CHALLENGE: Carry none of the pictures over; set down the material below exactly.

SOURCE EXCERPT:
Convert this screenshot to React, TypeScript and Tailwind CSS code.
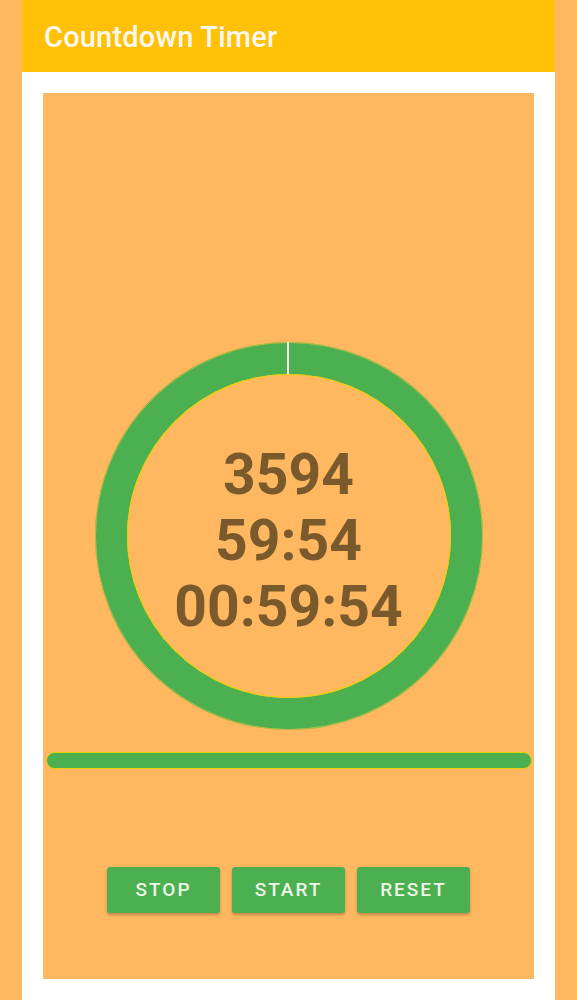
import React, { useState } from 'react';

const RING_SIZE = 388;

const TimerRing: React.FC = () => {
  const c = RING_SIZE / 2;
  const r = c - 16;
  return (
    <svg width={RING_SIZE} height={RING_SIZE} viewBox={`0 0 ${RING_SIZE} ${RING_SIZE}`}>
      <circle cx={c} cy={c} r={r} fill="none" stroke="#4CAF50" strokeWidth={32} />
      <circle cx={c} cy={c} r={c - 0.5} fill="none" stroke="#E8C43A" strokeWidth={1} opacity={0.7} />
      <circle cx={c} cy={c} r={c - 32.5} fill="none" stroke="#E8D010" strokeWidth={1.2} />
      {/* progress marker */}
      <line x1={c - 1} y1={0} x2={c - 1} y2={32} stroke="#F4FBEA" strokeWidth={2} />
    </svg>
  );
};

export default function App() {
  const [seconds] = useState(3594);

  const mm = String(Math.floor((seconds % 3600) / 60)).padStart(2, '0');
  const ss = String(seconds % 60).padStart(2, '0');
  const hh = String(Math.floor(seconds / 3600)).padStart(2, '0');

  return (
    <div
      className="min-h-[1000px] w-[577px] bg-[#FFB860] px-[22px]"
      style={{ fontFamily: 'Roboto, "Noto Sans", sans-serif' }}
    >
      <div className="flex min-h-[1000px] flex-col bg-white">
        {/* Toolbar */}
        <div className="flex h-[72px] items-center bg-[#FFC107] pl-[22px] pt-[3px]">
          <h1 className="text-[29px] font-medium tracking-[0.2px] text-[#FFF8EC]">Countdown Timer</h1>
        </div>

        {/* Content */}
        <div className="mx-[21px] mt-[21px] mb-[21px] flex h-[886px] flex-col items-center bg-[#FFB860]">
          <div className="relative mt-[249px]">
            <TimerRing />
            <div className="absolute inset-0 flex flex-col items-center justify-center pt-[9px] text-[57px] font-bold leading-[66px] text-[#7A5A2C]">
              <span>{seconds}</span>
              <span>
                {mm}:{ss}
              </span>
              <span>
                {hh}:{mm}:{ss}
              </span>
            </div>
          </div>

          <div className="mt-[22px] w-full pl-[3px] pr-[2px]">
            <div className="h-[17px] w-full rounded-full border border-[#E8D010] bg-[#4CAF50]" />
          </div>

          <div className="mt-[98px] flex gap-[12px]">
            {['STOP', 'START', 'RESET'].map((label) => (
              <button
                key={label}
                className="flex h-[46px] w-[113px] items-center justify-center rounded-[3px] bg-[#4CAF50] text-[19px] font-medium tracking-[2px] text-[#EEF6E8] shadow-[0_2px_3px_rgba(0,0,0,0.25)]"
              >
                {label}
              </button>
            ))}
          </div>
        </div>
      </div>
    </div>
  );
}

FINISHED TASK:
Convert this screenshot to React, TypeScript and Tailwind CSS code.
import React, { useState } from 'react';

const RING_SIZE = 388;

const TimerRing: React.FC = () => {
  const c = RING_SIZE / 2;
  const r = c - 16;
  return (
    <svg width={RING_SIZE} height={RING_SIZE} viewBox={`0 0 ${RING_SIZE} ${RING_SIZE}`}>
      <circle cx={c} cy={c} r={r} fill="none" stroke="#4CAF50" strokeWidth={32} />
      <circle cx={c} cy={c} r={c - 0.5} fill="none" stroke="#E8C43A" strokeWidth={1} opacity={0.7} />
      <circle cx={c} cy={c} r={c - 32.5} fill="none" stroke="#E8D010" strokeWidth={1.2} />
      {/* progress marker */}
      <line x1={c - 1} y1={0} x2={c - 1} y2={32} stroke="#F4FBEA" strokeWidth={2} />
    </svg>
  );
};

export default function App() {
  const [seconds] = useState(3594);

  const mm = String(Math.floor((seconds % 3600) / 60)).padStart(2, '0');
  const ss = String(seconds % 60).padStart(2, '0');
  const hh = String(Math.floor(seconds / 3600)).padStart(2, '0');

  return (
    <div
      className="min-h-[1000px] w-[577px] bg-[#FFB860] px-[22px]"
      style={{ fontFamily: 'Roboto, "Noto Sans", sans-serif' }}
    >
      <div className="flex min-h-[1000px] flex-col bg-white">
        {/* Toolbar */}
        <div className="flex h-[72px] items-center bg-[#FFC107] pl-[22px] pt-[3px]">
          <h1 className="text-[29px] font-medium tracking-[0.2px] text-[#FFF8EC]">Countdown Timer</h1>
        </div>

        {/* Content */}
        <div className="mx-[21px] mt-[21px] mb-[21px] flex h-[886px] flex-col items-center bg-[#FFB860]">
          <div className="relative mt-[249px]">
            <TimerRing />
            <div className="absolute inset-0 flex flex-col items-center justify-center pt-[9px] text-[57px] font-bold leading-[66px] text-[#7A5A2C]">
              <span>{seconds}</span>
              <span>
                {mm}:{ss}
              </span>
              <span>
                {hh}:{mm}:{ss}
              </span>
            </div>
          </div>

          <div className="mt-[22px] w-full pl-[3px] pr-[2px]">
            <div className="h-[17px] w-full rounded-full border border-[#E8D010] bg-[#4CAF50]" />
          </div>

          <div className="mt-[98px] flex gap-[12px]">
            {['STOP', 'START', 'RESET'].map((label) => (
              <button
                key={label}
                className="flex h-[46px] w-[113px] items-center justify-center rounded-[3px] bg-[#4CAF50] text-[19px] font-medium tracking-[2px] text-[#EEF6E8] shadow-[0_2px_3px_rgba(0,0,0,0.25)]"
              >
                {label}
              </button>
            ))}
          </div>
        </div>
      </div>
    </div>
  );
}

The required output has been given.